Lack of access to food is the main cause of food insecurity in Bolivia. Rural and indigenous communities depend heavily on subsistence agriculture, and people often experience food shortages due to frequent natural disasters and sudden changes in food prices. These factors affect the nutrition of children, causing serious and chronic malnutrition.
In developing countries, it is often women who do most of the farming, and with little reward. In Bolivia, the Moseten indigenous women farmers behind the Better Nutrition, Better Learning project are bringing improved food security to their communities
Due to the lush rainforest geography and climate, many non-indigenous peoples have migrated to the Alto Beni region of Bolivia to work in the logging industry and in banana and citrus fruit plantations. Resources are being over-exploited for export and the rainforest ecosystem is being compromised.
In an effort to protect indigenous lands while responding to the high rates of poverty and malnourishment, Moseten Indigenous Women have employed sustainable agriculture practices to successfully harvest and process food to provide nutritious, locally-grown food for the Government’s school breakfast program.
The story of the student who must walk long distances to reach his/her school and spends much of the day hungry
is a common one. Parents of school children in Alto Beni, Bolivia all remember having a school breakfast program in place when they attended schools and all testify to its capacity to increase school performance amongst the students. Since the federal government passed its National Development Plan in 2007, highlighting the responsibilities of municipalities to take on this program, local citizens have been pressuring their municipal governments to fulfill their obligations to local school children.
Through collective organizing, investment in agriculture and support for small-scale farmers and sustainable farming practices, these small farmers are improving food security in their own communities.
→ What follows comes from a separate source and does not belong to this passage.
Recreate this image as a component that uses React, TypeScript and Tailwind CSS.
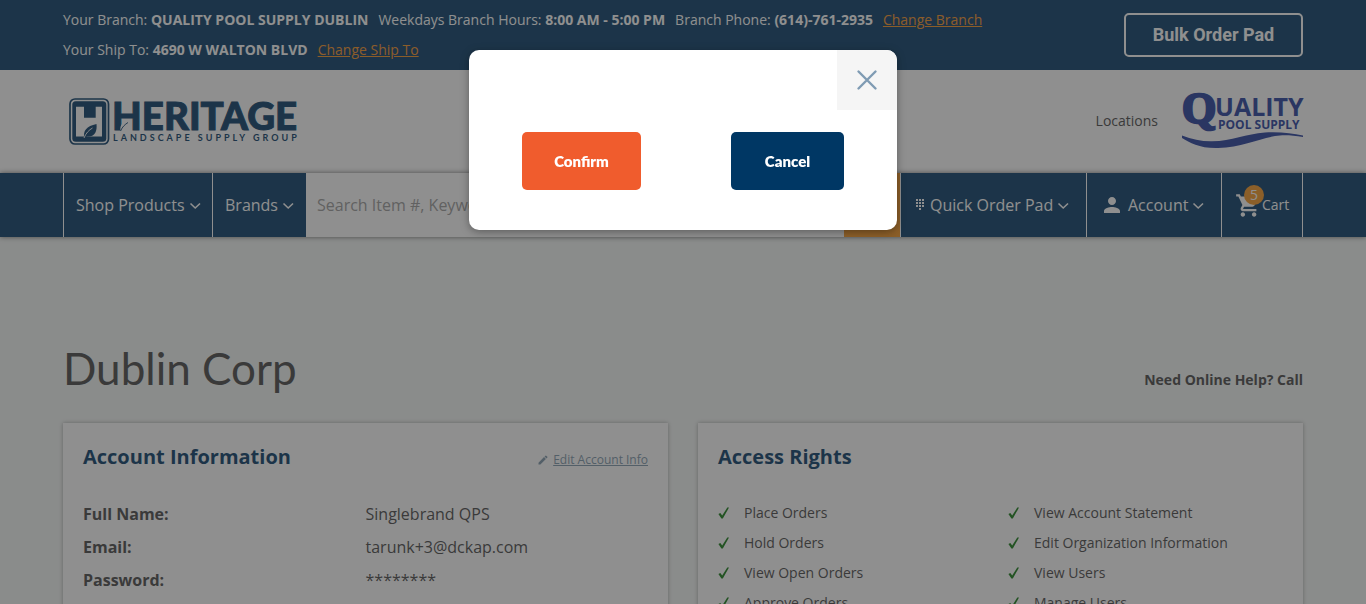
import React from "react";
import { MdPerson, MdShoppingCart, MdEdit } from "react-icons/md";

const rights: [string, string][] = [
  ["Place Orders", "View Account Statement"],
  ["Hold Orders", "Edit Organization Information"],
  ["View Open Orders", "View Users"],
  ["Approve Orders", "Manage Users"],
];

const account: [string, string][] = [
  ["Full Name:", "Singlebrand QPS"],
  ["Email:", "tarunk+3@dckap.com"],
  ["Password:", "********"],
];

function Chevron() {
  return (
    <svg width="12" height="8" viewBox="0 0 12 8" fill="none" stroke="currentColor" strokeWidth="1.6" className="mt-0.5" aria-hidden="true">
      <path d="M1.500 1.500 6.200 6 11 1.500" />
    </svg>
  );
}

function Tick() {
  return (
    <svg width="12" height="12" viewBox="0 0 12 12" className="shrink-0 text-[#107a10]" aria-hidden="true">
      <path d="M.4 6.900 2.300 6 4.200 8.600 9.300.6 11 .6 4.800 11.600 3.400 11.600Z" fill="currentColor" />
    </svg>
  );
}

function Keypad() {
  return (
    <svg width="8" height="12" viewBox="0 0 8 12" fill="currentColor" aria-hidden="true">
      {[0, 3, 6].map((y) => [0, 3, 6].map((x) => <rect key={`${x}-${y}`} x={x} y={y} width="2" height="2" />))}
      <rect x="3" y="9" width="2" height="2" />
    </svg>
  );
}

function HeritageLogo() {
  return (
    <svg width="230" height="49" viewBox="0 0 230 49" fill="#003764" className="overflow-visible" role="img" aria-label="Heritage Landscape Supply Group">
      <rect x="1" y="2" width="38.500" height="45" rx="5" fill="none" stroke="#003764" strokeWidth="1.700" />
      <rect x="3.300" y="4.300" width="34" height="40.500" rx="3.500" />
      <path d="M7 9.700h8v11h11.700v-11H33V39.500H7Z" fill="#fff" />
      <path d="M15.500 41c-2-7 2-12 12-14 .8 7-1.500 13.500-9.500 12.500Z" />
      <path d="M15 41c2-5 5-8 8.500-10" fill="none" stroke="#fff" strokeWidth=".9" />
      <text x="43" y="33" fontFamily="Lato, sans-serif" fontWeight="900" fontSize="38.500" stroke="#003764" strokeWidth="1">HERITAGE</text>
      <path d="M51.500 34c-1-6.500 2.500-10 11-11.500 .5 6-2 11-8 10.500Z" fill="#fff" />
      <path d="M51.500 34c2-4.500 4.500-6.500 7.500-8.500" fill="none" stroke="#003764" strokeWidth=".9" />
      <text x="44" y="44" fontFamily="Lato, sans-serif" fontWeight="700" fontSize="9" letterSpacing="3">LANDSCAPE SUPPLY GROUP</text>
    </svg>
  );
}

function QualityLogo() {
  return (
    <svg width="121" height="56" viewBox="0 0 121 56" fill="#213a9c" className="overflow-visible" role="img" aria-label="Quality Pool Supply">
      <text x="0" y="30" fontFamily="'Liberation Serif', serif" fontWeight="700" fontSize="44" stroke="#213a9c" strokeWidth="2.500">Q</text>
      <text x="33" y="23" fontFamily="'Open Sans', sans-serif" fontWeight="700" fontSize="25">UALITY</text>
      <text x="36" y="36" fontFamily="'Open Sans', sans-serif" fontWeight="700" fontSize="12">POOL SUPPLY</text>
      <path d="M0 42.500C10 46.500 20 48.500 30 48.300 50 48 64 41 83 39.500 98 38.500 110 40.500 121 42.500v1.500C112 42.500 104 42 98 42.500 80 44 62 54 36 55 18 55.500 8 50 0 45Z" />
    </svg>
  );
}

export default function App() {
  return (
    <div className="h-screen overflow-hidden bg-[#f4f8f6] font-['Open_Sans',sans-serif] text-[#444]">
      <div className="bg-[#003764] text-sm leading-[30px] text-white">
        <div className="mx-auto flex max-w-[1240px] items-start justify-between">
          <div className="py-[5px]">
            <p className="flex gap-2.5">
              <span>Your Branch: <b>QUALITY POOL SUPPLY DUBLIN</b></span>
              <span>Weekdays Branch Hours: <b>8:00 AM - 5:00 PM</b></span>
              <span>Branch Phone: <b>(614)-761-2935</b></span>
              <a href="#branch" className="text-[#f7901e] underline">Change Branch</a>
            </p>
            <p className="flex gap-2.5">
              <span>Your Ship To: <b>4690 W WALTON BLVD</b></span>
              <a href="#ship" className="text-[#f7901e] underline">Change Ship To</a>
            </p>
          </div>
          <button type="button" className="mt-[13px] h-11 w-[179px] rounded-[5px] border-2 border-white font-['Roboto',sans-serif] text-lg font-bold">
            Bulk Order Pad
          </button>
        </div>
      </div>

      <header className="bg-white">
        <div className="mx-auto flex h-[103px] max-w-[1240px] items-center justify-between pl-1.5">
          <a href="#home"><HeritageLogo /></a>
          <div className="flex items-center gap-6 pb-0.5">
            <a href="#locations" className="text-sm">Locations</a>
            <a href="#quality"><QualityLogo /></a>
          </div>
        </div>
      </header>

      <nav className="relative bg-[#003764] text-white shadow-[0_0_5px_rgba(0,0,0,0.6)]">
        <div className="mx-auto flex h-16 max-w-[1240px]">
          <button type="button" className="flex w-[150px] items-center gap-1 border-x border-white pl-3">
            Shop Products <Chevron />
          </button>
          <button type="button" className="flex w-[93px] items-center gap-1 pl-3">
            Brands <Chevron />
          </button>
          <input
            type="search"
            aria-label="Search"
            placeholder="Search Item #, Keyword"
            className="min-w-0 flex-1 bg-white px-[11px] placeholder:text-[#999]"
          />
          <button type="button" aria-label="Search" className="w-14 bg-[#f7941d]" />
          <button type="button" className="flex w-[187px] items-center border-x border-white pl-[15px]">
            <Keypad />
            <span className="mr-1 ml-1.5">Quick Order Pad</span>
            <Chevron />
          </button>
          <button type="button" className="flex w-[134px] items-center pl-[13px]">
            <MdPerson className="size-6" />
            <span className="mr-1 ml-1">Account</span>
            <Chevron />
          </button>
          <a href="#cart" className="relative flex w-[82px] items-center border-x border-white pl-[13px] text-sm">
            <MdShoppingCart className="size-[27px]" />
            Cart
            <span className="absolute top-3 left-[22px] flex size-5 items-center justify-center rounded-full bg-[#f7941d] text-sm">5</span>
          </a>
        </div>
      </nav>

      <main className="mx-auto max-w-[1240px] pt-[98px]">
        <div className="flex items-baseline justify-between">
          <h1 className="font-['Lato',sans-serif] text-[44px] leading-[66px]">Dublin Corp</h1>
          <p className="text-sm font-bold">Need Online Help? Call</p>
        </div>
        <div className="mt-[22px] grid grid-cols-2 gap-[30px]">
          <section className="bg-white px-5 pt-[19px] pb-12 shadow-[0_0_4px_rgba(0,0,0,0.35)]">
            <div className="flex items-center justify-between">
              <h2 className="text-xl leading-[30px] font-bold text-[#003764]">Account Information</h2>
              <a href="#edit" className="mt-1.5 flex items-center gap-1 text-xs text-[#7b95a8]">
                <MdEdit className="size-3" />
                <span className="underline">Edit Account Info</span>
              </a>
            </div>
            <dl className="mt-[26px]">
              {account.map(([k, v]) => (
                <div key={k} className="flex leading-[33px]">
                  <dt className="w-1/2 font-bold">{k}</dt>
                  <dd>{v}</dd>
                </div>
              ))}
            </dl>
          </section>
          <section className="bg-white px-5 pt-[19px] pb-12 shadow-[0_0_4px_rgba(0,0,0,0.35)]">
            <h2 className="text-xl leading-[30px] font-bold text-[#003764]">Access Rights</h2>
            <ul className="mt-[26px] text-sm leading-[30px]">
              {rights.map(([a, b]) => (
                <li key={a} className="flex">
                  <span className="flex w-[290px] items-center gap-3.5"><Tick />{a}</span>
                  <span className="flex items-center gap-3.5"><Tick />{b}</span>
                </li>
              ))}
            </ul>
          </section>
        </div>
      </main>

      <div className="fixed inset-0 flex items-start justify-center bg-[#333]/55 pt-[50px]">
        <div role="dialog" aria-modal="true" aria-label="Confirm action" className="w-[428px] overflow-hidden rounded-[10px] bg-white pb-10 shadow-[0_2px_8px_rgba(0,0,0,0.35)]">
          <div className="flex justify-end">
            <button type="button" aria-label="Close" className="flex size-[60px] items-center justify-center bg-[#f5f5f5]">
              <svg width="22" height="22" viewBox="0 0 22 22" stroke="#7f9bb3" strokeWidth="2.400" strokeLinecap="round" aria-hidden="true">
                <path d="M2.500 2.500l17 17M19.500 2.500l-17 17" />
              </svg>
            </button>
          </div>
          <div className="mt-[22px] flex justify-between px-[53px] font-['Lato',sans-serif] text-[15px] font-extrabold text-white">
            <button type="button" className="h-[58px] w-[119px] rounded-[5px] bg-[#f05c2d]">Confirm</button>
            <button type="button" className="h-[58px] w-[113px] rounded-[5px] bg-[#003764]">Cancel</button>
          </div>
        </div>
      </div>
    </div>
  );
}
Change for Children’s program, Better Nutrition, Better Learning, combines training in agriculture and enterprise development to help women produce more food (improved food security), create nutritious & marketable food products and then sell them to the school feeding program (improved income security) ensuring children are well nourished (improved child health) and thus able to learn (improved education).
Change for Children supports sustainable community development in Latin America, Africa and the Caribbean. It is through partnerships with community groups and individuals who are advocating for southern communities, that we stimulate positive, long-term social change.
In solidarity with southern partners who are committed to pursuing sustainable solutions, Change for Children is committed to understanding what our role is, as Canadians, in the struggle to alleviate global poverty.
Change for Children does not have offices in the developing world; instead, we support and empower local organizations who apply local knowledge and skills to solve problems and improve their communities. It is in this way that sustainable solutions are developed.
Our Partners: Fundacion Renace is Bolivian-based social and environmental NGO with a 6-year history working with indigenous and rural campesino communities on sustainable agriculture projects. The Moseten Indigenous Women’s Group has been organizing in their communities for many decades, providing social and emotional support to women, and encouraging participation in community decision making.